Strip the pictures and reproduce the rest of the listing exactly.

DATA EXCERPT →
____________________

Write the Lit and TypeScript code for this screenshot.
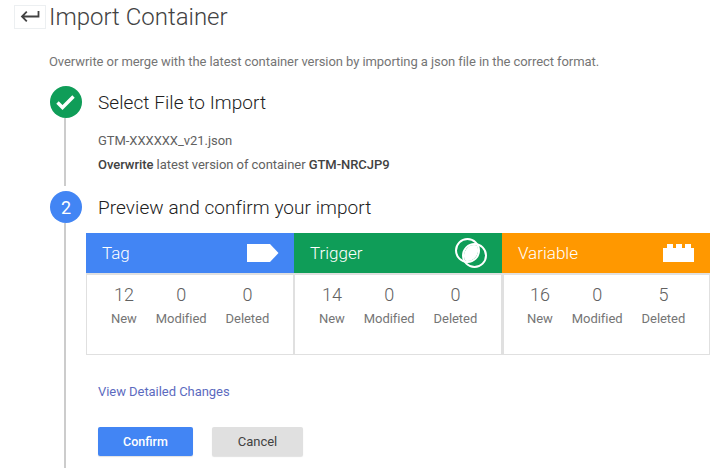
import { LitElement, html, css, svg } from "lit";
import { customElement } from "lit/decorators.js";

const tagIcon = svg`<svg class="icon" width="32" height="18" viewBox="0 0 32 18"><path d="M0 0H23L31.5 9L23 18H0Z" fill="#fff"/></svg>`;
const triggerIcon = svg`<svg class="icon" width="32" height="30" viewBox="0 0 32 30"><path d="M21.57 7.2A10.5 10.5 0 0 0 10.43 22.8A10.5 10.5 0 0 0 21.57 7.2Z" fill="#fff"/><circle cx="12.5" cy="12.5" r="11.5" fill="none" stroke="#fff" stroke-width="2"/><circle cx="19.5" cy="17.5" r="11.5" fill="none" stroke="#fff" stroke-width="2"/></svg>`;
const varIcon = svg`<svg class="icon" width="32" height="18" viewBox="0 0 32 18"><path d="M0 18V4H4V0H10V4H13V0H19V4H22V0H28V4H31V18Z" fill="#fff"/></svg>`;

const cards = [
  { name: "Tag", cls: "blue", icon: tagIcon, n: [12, 0, 0] },
  { name: "Trigger", cls: "green", icon: triggerIcon, n: [14, 0, 0] },
  { name: "Variable", cls: "orange", icon: varIcon, n: [16, 0, 5] },
];

@customElement("app-root")
export class AppRoot extends LitElement {
  static styles = css`
    :host { display: block; width: 727px; height: 468px; overflow: hidden; background: #fff; font-family: Roboto, sans-serif; color: #616161; }
    .head { display: flex; align-items: flex-start; padding: 5px 0 0 14px; box-sizing: border-box; height: 34px; }
    .back { width: 32px; height: 24px; box-sizing: border-box; border: 1px solid #eceff1; display: flex; align-items: center; justify-content: center; background: #fff; margin-right: 3px; }
    h1 { margin: 0; font-weight: 300; font-size: 24px; line-height: 24px; color: #424242; }
    .desc { margin: 21px 0 0 49px; font-size: 13px; line-height: 14px; color: #757575; letter-spacing: -.07px; }
    .step { display: grid; grid-template-columns: 32px 1fr; column-gap: 16px; margin-left: 50px; }
    .s1 { margin-top: 17px; }
    .s2 { margin-top: 5px; }
    .num { width: 32px; height: 32px; border-radius: 50%; display: flex; align-items: center; justify-content: center; color: #fff; font-size: 18px; }
    .num.g { background: #0f9d58; }
    .num.b { background: #4285f4; }
    .rail { grid-column: 1; display: flex; justify-content: center; }
    .rail i { display: block; width: 2px; background: #cccccc; margin-right: 2px; }
    .title { font-size: 19px; height: 32px; line-height: 34px; color: #212121; font-weight: 300; letter-spacing: .07px; white-space: nowrap; }
    .body1 { font-size: 13px; line-height: 24px; color: #616161; padding-top: 11px; height: 68px; box-sizing: border-box; letter-spacing: -.05px; }
    .body1 b { font-weight: 500; color: #424242; }
    .grid2 { margin-left: -12px; padding-top: 10px; }
    .cards { display: grid; grid-template-columns: repeat(3, 208px); }
    .chead { height: 40px; display: flex; align-items: center; justify-content: space-between; padding: 0 15px 0 16px; color: #fff; font-size: 17px; font-weight: 300; }
    .blue { background: #4285f4; }
    .green { background: #0f9d58; }
    .orange { background: #ff9800; }
    .cbody { height: 82px; box-sizing: border-box; border: 1px solid #e0e0e0; border-top-width: 2px; display: flex; gap: 19px; padding: 10px 0 0 24px; }
    .card + .card .cbody { border-left-width: 2px; padding-left: 23px; }
    .card:nth-child(2) .cbody { border-left-width: 1px; padding-left: 24px; }
    .stat { display: flex; flex-direction: column; align-items: center; }
    .val { font-size: 18px; font-weight: 300; line-height: 20px; color: #616161; }
    .lab { font-size: 13px; line-height: 14px; margin-top: 7px; color: #757575; letter-spacing: -.05px; }
    .link { margin: 30px 0 0 0; font-size: 13px; line-height: 14px; color: #3f51b5; opacity: .85; letter-spacing: -.05px; }
    .btns { display: flex; gap: 19px; margin: 28px 0 0 0; }
    button { height: 29px; border: 0; border-radius: 2px; font: 500 12.5px Roboto, sans-serif; padding: 0; box-shadow: 0 1px 1px rgba(0,0,0,.12); }
    .ok { width: 95px; background: #4285f4; color: #fff; }
    .no { width: 91px; background: #e0e0e0; color: #424242; font-weight: 400; font-size: 13px; }
    .tail { height: 100px; }
    .icon { display: block; overflow: visible; }
  `;

  render() {
    return html`
      <div class="head">
        <div class="back">
          <svg width="20" height="12" viewBox="0 0 20 12"><path d="M18.5 0V5.5H2M6.8 .7L2 5.5L6.8 10.3" fill="none" stroke="#424242" stroke-width="1.8"/></svg>
        </div>
        <h1>Import Container</h1>
      </div>
      <div class="desc">Overwrite or merge with the latest container version by importing a json file in the correct format.</div>
      <div class="step s1">
        <div class="num g"><svg width="20" height="16" viewBox="0 0 20 16"><path d="M1.5 8.5L6.5 13.5L17.5 2.5" fill="none" stroke="#fff" stroke-width="3.4"/></svg></div>
        <div class="title">Select File to Import</div>
        <div class="rail"><i></i></div>
        <div class="body1">GTM-XXXXXX_v21.json<br><b>Overwrite</b> latest version of container <b>GTM-NRCJP9</b></div>
      </div>
      <div class="step s2">
        <div class="num b">2</div>
        <div class="title">Preview and confirm your import</div>
        <div class="rail"><i></i></div>
        <div>
          <div class="grid2">
            <div class="cards">
              ${cards.map((c) => html`
                <div class="card">
                  <div class="chead ${c.cls}"><span>${c.name}</span>${c.icon}</div>
                  <div class="cbody">
                    ${["New", "Modified", "Deleted"].map((l, i) => html`
                      <div class="stat"><span class="val">${c.n[i]}</span><span class="lab">${l}</span></div>`)}
                  </div>
                </div>`)}
            </div>
          </div>
          <div class="link">View Detailed Changes</div>
          <div class="btns"><button class="ok">Confirm</button><button class="no">Cancel</button></div>
          <div class="tail"></div>
        </div>
      </div>
    `;
  }
}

____________________

WRITTEN RESPONSE →
Write the Lit and TypeScript code for this screenshot.
import { LitElement, html, css, svg } from "lit";
import { customElement } from "lit/decorators.js";

const tagIcon = svg`<svg class="icon" width="32" height="18" viewBox="0 0 32 18"><path d="M0 0H23L31.5 9L23 18H0Z" fill="#fff"/></svg>`;
const triggerIcon = svg`<svg class="icon" width="32" height="30" viewBox="0 0 32 30"><path d="M21.57 7.2A10.5 10.5 0 0 0 10.43 22.8A10.5 10.5 0 0 0 21.57 7.2Z" fill="#fff"/><circle cx="12.5" cy="12.5" r="11.5" fill="none" stroke="#fff" stroke-width="2"/><circle cx="19.5" cy="17.5" r="11.5" fill="none" stroke="#fff" stroke-width="2"/></svg>`;
const varIcon = svg`<svg class="icon" width="32" height="18" viewBox="0 0 32 18"><path d="M0 18V4H4V0H10V4H13V0H19V4H22V0H28V4H31V18Z" fill="#fff"/></svg>`;

const cards = [
  { name: "Tag", cls: "blue", icon: tagIcon, n: [12, 0, 0] },
  { name: "Trigger", cls: "green", icon: triggerIcon, n: [14, 0, 0] },
  { name: "Variable", cls: "orange", icon: varIcon, n: [16, 0, 5] },
];

@customElement("app-root")
export class AppRoot extends LitElement {
  static styles = css`
    :host { display: block; width: 727px; height: 468px; overflow: hidden; background: #fff; font-family: Roboto, sans-serif; color: #616161; }
    .head { display: flex; align-items: flex-start; padding: 5px 0 0 14px; box-sizing: border-box; height: 34px; }
    .back { width: 32px; height: 24px; box-sizing: border-box; border: 1px solid #eceff1; display: flex; align-items: center; justify-content: center; background: #fff; margin-right: 3px; }
    h1 { margin: 0; font-weight: 300; font-size: 24px; line-height: 24px; color: #424242; }
    .desc { margin: 21px 0 0 49px; font-size: 13px; line-height: 14px; color: #757575; letter-spacing: -.07px; }
    .step { display: grid; grid-template-columns: 32px 1fr; column-gap: 16px; margin-left: 50px; }
    .s1 { margin-top: 17px; }
    .s2 { margin-top: 5px; }
    .num { width: 32px; height: 32px; border-radius: 50%; display: flex; align-items: center; justify-content: center; color: #fff; font-size: 18px; }
    .num.g { background: #0f9d58; }
    .num.b { background: #4285f4; }
    .rail { grid-column: 1; display: flex; justify-content: center; }
    .rail i { display: block; width: 2px; background: #cccccc; margin-right: 2px; }
    .title { font-size: 19px; height: 32px; line-height: 34px; color: #212121; font-weight: 300; letter-spacing: .07px; white-space: nowrap; }
    .body1 { font-size: 13px; line-height: 24px; color: #616161; padding-top: 11px; height: 68px; box-sizing: border-box; letter-spacing: -.05px; }
    .body1 b { font-weight: 500; color: #424242; }
    .grid2 { margin-left: -12px; padding-top: 10px; }
    .cards { display: grid; grid-template-columns: repeat(3, 208px); }
    .chead { height: 40px; display: flex; align-items: center; justify-content: space-between; padding: 0 15px 0 16px; color: #fff; font-size: 17px; font-weight: 300; }
    .blue { background: #4285f4; }
    .green { background: #0f9d58; }
    .orange { background: #ff9800; }
    .cbody { height: 82px; box-sizing: border-box; border: 1px solid #e0e0e0; border-top-width: 2px; display: flex; gap: 19px; padding: 10px 0 0 24px; }
    .card + .card .cbody { border-left-width: 2px; padding-left: 23px; }
    .card:nth-child(2) .cbody { border-left-width: 1px; padding-left: 24px; }
    .stat { display: flex; flex-direction: column; align-items: center; }
    .val { font-size: 18px; font-weight: 300; line-height: 20px; color: #616161; }
    .lab { font-size: 13px; line-height: 14px; margin-top: 7px; color: #757575; letter-spacing: -.05px; }
    .link { margin: 30px 0 0 0; font-size: 13px; line-height: 14px; color: #3f51b5; opacity: .85; letter-spacing: -.05px; }
    .btns { display: flex; gap: 19px; margin: 28px 0 0 0; }
    button { height: 29px; border: 0; border-radius: 2px; font: 500 12.5px Roboto, sans-serif; padding: 0; box-shadow: 0 1px 1px rgba(0,0,0,.12); }
    .ok { width: 95px; background: #4285f4; color: #fff; }
    .no { width: 91px; background: #e0e0e0; color: #424242; font-weight: 400; font-size: 13px; }
    .tail { height: 100px; }
    .icon { display: block; overflow: visible; }
  `;

  render() {
    return html`
      <div class="head">
        <div class="back">
          <svg width="20" height="12" viewBox="0 0 20 12"><path d="M18.5 0V5.5H2M6.8 .7L2 5.5L6.8 10.3" fill="none" stroke="#424242" stroke-width="1.8"/></svg>
        </div>
        <h1>Import Container</h1>
      </div>
      <div class="desc">Overwrite or merge with the latest container version by importing a json file in the correct format.</div>
      <div class="step s1">
        <div class="num g"><svg width="20" height="16" viewBox="0 0 20 16"><path d="M1.5 8.5L6.5 13.5L17.5 2.5" fill="none" stroke="#fff" stroke-width="3.4"/></svg></div>
        <div class="title">Select File to Import</div>
        <div class="rail"><i></i></div>
        <div class="body1">GTM-XXXXXX_v21.json<br><b>Overwrite</b> latest version of container <b>GTM-NRCJP9</b></div>
      </div>
      <div class="step s2">
        <div class="num b">2</div>
        <div class="title">Preview and confirm your import</div>
        <div class="rail"><i></i></div>
        <div>
          <div class="grid2">
            <div class="cards">
              ${cards.map((c) => html`
                <div class="card">
                  <div class="chead ${c.cls}"><span>${c.name}</span>${c.icon}</div>
                  <div class="cbody">
                    ${["New", "Modified", "Deleted"].map((l, i) => html`
                      <div class="stat"><span class="val">${c.n[i]}</span><span class="lab">${l}</span></div>`)}
                  </div>
                </div>`)}
            </div>
          </div>
          <div class="link">View Detailed Changes</div>
          <div class="btns"><button class="ok">Confirm</button><button class="no">Cancel</button></div>
          <div class="tail"></div>
        </div>
      </div>
    `;
  }
}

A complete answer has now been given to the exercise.